Chapitre 44. Gustave / Un marché cruel
Tu es partie
Sans dire un mot
Sans un au revoir
Tu es partie
Sans me dire bonsoir
Sans adieux en trop
Tu es partie
Sans parole d'amour
Et pour toujours
Et sans un cri
j'invoque jésus Christ
Et sans un cri
j'invoque jésus Christ
Tu es partie
Me laissant seul
Dans mon linceul
Solitude
Oui solitude
J'ai besoin d'altitude
Seul
Me retrouver seul
Me défaire du linceul
De l'attente
Éprouvante
Épuisante
La cuisante
Défaite
Des amourettes
Qui ne mènent à rien
Sans lendemain
Infects
Faux affects
Partir
S'enfuir
Exil intérieur
Loin des peurs
Des souffrances
De la désespérance
Absolue
Du Christ nu
Abandonné
Par l'humanité
Avec le crucifiement
L'étrange retournement
L'espérance
Immense
Se mua
Ici bas
En culte déprimant
Du sang
Le sacrifice
Du fils
Pour racheter
Nos péchés
Quand
La fin venant
il clama
Une dernière fois
Eli eli
Lema sabachtani
Eli eli
Lema sabachtani
Eli eli
Lema sabachtani
Eli eli
Lema sabachtani
J’ai fini d’écrire le poème que je vais transmettre à Claire.

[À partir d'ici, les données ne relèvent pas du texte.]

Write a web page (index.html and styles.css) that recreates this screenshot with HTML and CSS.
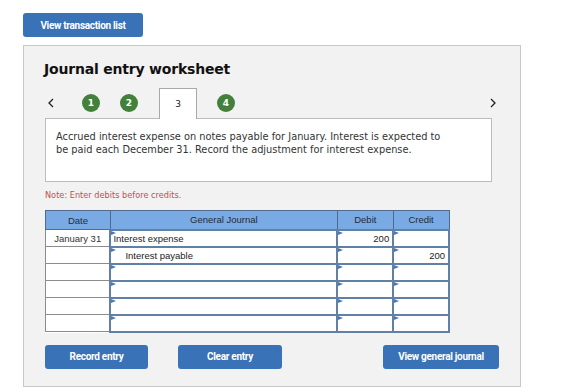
FILE: index.html
```html
<!DOCTYPE html>
<html lang="en">
<head>
    <meta charset="UTF-8">
    <meta name="viewport" content="width=device-width, initial-scale=1.0">
    <title>Journal entry worksheet</title>
    <link rel="stylesheet" href="styles.css">
</head>
<body>
    <div class="page">
        <button class="btn top-btn">View transaction list</button>

        <div class="worksheet">
            <h1>Journal entry worksheet</h1>

            <div class="steps">
                <svg class="chev" width="6" height="10" viewBox="0 0 6 10"><path d="M5 1 L1 5 L5 9" fill="none" stroke="#222" stroke-width="1.3"/></svg>
                <span class="step done first">1</span>
                <span class="step done">2</span>
                <span class="tab">3</span>
                <span class="step done">4</span>
                <svg class="chev next" width="6" height="10" viewBox="0 0 6 10"><path d="M1 1 L5 5 L1 9" fill="none" stroke="#222" stroke-width="1.3"/></svg>
            </div>

            <div class="task">
                Accrued interest expense on notes payable for January. Interest is expected to<br>
                be paid each December 31. Record the adjustment for interest expense.
            </div>

            <p class="note">Note: Enter debits before credits.</p>

            <table class="journal">
                <thead>
                    <tr>
                        <th class="c-date">Date</th>
                        <th class="c-acct">General Journal</th>
                        <th class="c-amt">Debit</th>
                        <th class="c-amt">Credit</th>
                    </tr>
                </thead>
                <tbody>
                    <tr>
                        <td class="date">January 31</td>
                        <td class="in">Interest expense</td>
                        <td class="in num">200</td>
                        <td class="in num"></td>
                    </tr>
                    <tr>
                        <td class="date"></td>
                        <td class="in indent">Interest payable</td>
                        <td class="in num"></td>
                        <td class="in num">200</td>
                    </tr>
                    <tr>
                        <td class="date"></td>
                        <td class="in"></td>
                        <td class="in num"></td>
                        <td class="in num"></td>
                    </tr>
                    <tr>
                        <td class="date"></td>
                        <td class="in"></td>
                        <td class="in num"></td>
                        <td class="in num"></td>
                    </tr>
                    <tr>
                        <td class="date"></td>
                        <td class="in"></td>
                        <td class="in num"></td>
                        <td class="in num"></td>
                    </tr>
                    <tr>
                        <td class="date"></td>
                        <td class="in"></td>
                        <td class="in num"></td>
                        <td class="in num"></td>
                    </tr>
                </tbody>
            </table>

            <div class="actions">
                <button class="btn record">Record entry</button>
                <button class="btn clear">Clear entry</button>
                <button class="btn view">View general journal</button>
            </div>
        </div>
    </div>
</body>
</html>
```

FILE: styles.css
```css
* {
    box-sizing: border-box;
}
body {
    font-family: "DejaVu Sans", Verdana, sans-serif;
    background-color: #fff;
    color: #222;
    margin: 0;
    padding: 0;
}
.page {
    padding: 13px 0 0 23px;
}
.btn {
    display: block;
    flex-shrink: 0;
    height: 24px;
    background-color: #3a72b8;
    color: white;
    border: none;
    border-radius: 3px;
    font-family: Roboto, "Liberation Sans", sans-serif;
    font-weight: bold;
    font-size: 10px;
    letter-spacing: -0.3px;
    padding: 0;
    cursor: pointer;
}
.top-btn {
    width: 120px;
}
.worksheet {
    width: 498px;
    height: 342px;
    margin-top: 8px;
    background: #f2f2f2;
    border: 1px solid #c8c8c8;
    padding: 14px 28px 0 21px;
}
h1 {
    margin: 0 0 0 -1px;
    font-size: 14px;
    line-height: 18px;
    font-weight: bold;
    color: #111;
    letter-spacing: -0.2px;
}
.steps {
    display: flex;
    align-items: center;
    height: 30px;
    margin-top: 10px;
    padding-left: 3px;
}
.chev.next {
    margin-left: auto;
    margin-right: -4px;
}
.step {
    width: 18px;
    height: 18px;
    border-radius: 50%;
    background: #43803b;
    color: white;
    font-size: 9px;
    font-weight: bold;
    display: flex;
    align-items: center;
    justify-content: center;
    margin-left: 20px;
}
.step.first {
    margin-left: 28px;
}
.tab {
    align-self: stretch;
    width: 38px;
    margin-left: 21px;
    margin-bottom: -1px;
    position: relative;
    z-index: 1;
    background: white;
    border: 1px solid #a8a8a8;
    border-bottom: none;
    font-size: 9px;
    display: flex;
    align-items: center;
    justify-content: center;
}
.tab + .step {
    margin-left: 20px;
}
.task {
    height: 64px;
    background: white;
    border: 1px solid #bcbcbc;
    padding: 11px 10px;
    font-size: 9.8px;
    line-height: 13px;
    color: #333;
    white-space: nowrap;
}
.note {
    margin: 8px 0 0;
    font-size: 8.2px;
    line-height: 10px;
    color: #c4504d;
}
.journal {
    margin-top: 10px;
    width: 405px;
    border-collapse: collapse;
    font-family: "Liberation Sans", Arial, sans-serif;
    font-size: 9.5px;
    background: white;
}
.journal th {
    height: 19px;
    background: #7aaae3;
    border: 1px solid #4f6a8c;
    color: #1e2a40;
    font-weight: normal;
    padding: 0;
}
.c-date { width: 65px; }
.c-acct { width: 228px; }
.c-amt { width: 56px; }
.journal td {
    height: 17px;
    padding: 0 2px;
    white-space: nowrap;
}
.journal td.date {
    border: 1px solid #8c8c8c;
    text-align: center;
    color: #333;
}
.journal td.in {
    position: relative;
    border: 2px solid #6180a6;
    color: #222;
}
.journal td.in::before {
    content: "";
    position: absolute;
    left: 0;
    top: 0;
    border-left: 5px solid #4a78b6;
    border-top: 2px solid transparent;
    border-bottom: 2px solid transparent;
}
.journal td.indent {
    padding-left: 14px;
}
.journal td.num {
    text-align: right;
    padding-right: 3px;
}
.actions {
    display: flex;
    margin-top: 12px;
}
.record {
    width: 103px;
}
.clear {
    width: 104px;
    margin-left: 30px;
}
.view {
    width: 116px;
    margin-left: 101px;
}
```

Soudain une fille habillée ultra- court et atrocement maquillée sonne à la porte.
Je la reconnais et écoute, éberlué, le « marché » qui m’est proposé.
Je toise Anne-Sophie :
— C’est du chantage !
— Non, c’est un marché.
— Tu me demandes un choix impossible.
— Tu ne reconnais pas mes efforts.
— Quels efforts ?
— Le colonel n’est pas mon genre d’hommes et je dois jouer le rôle de pute de bas étage, pour lui plaire : j’ai dû couper dix centimètres de ma jupe la plus courte, maugrée Anne-Sophie.
— Tu as pris plaisir à cela !
— Il adore fesser, insulter, gifler les femmes : j’ai honte de moi !
— Tout cela pour rien.
— C’est de ta faute : j’avais le sauf-conduit pour voir ton père et vous vous lancez dans une expédition débile !
— Tu veux revoir le colonel ?
— Et accepter les fantaisies du monsieur, depuis le fist jusqu’à la sodomie.
— Il libérera Claire ?
— C’est un homme de parole.
— Et tu m’interdis de faire l’amour avec Claire ?
— Pour ton bien, imbécile, le médecin pense qu’elle est contaminée : elle te fera crever.
— Bref tu me sauves la vie ?
— C’est tout à fait cela.
Je reste interdit. Depuis des années, je me pose la question : Anne-Sophie est-elle vraiment méchante ?
Elle se voit comme une femme libre qui sacrifie sa dignité pour moi, et elle est sincère.
J’écris un mot pour tout expliquer à Claire et lui demander son avis. J’ajoute mon poème en post-scriptum. Le gamin va le lancer par le soupirail ouvert de sa cellule.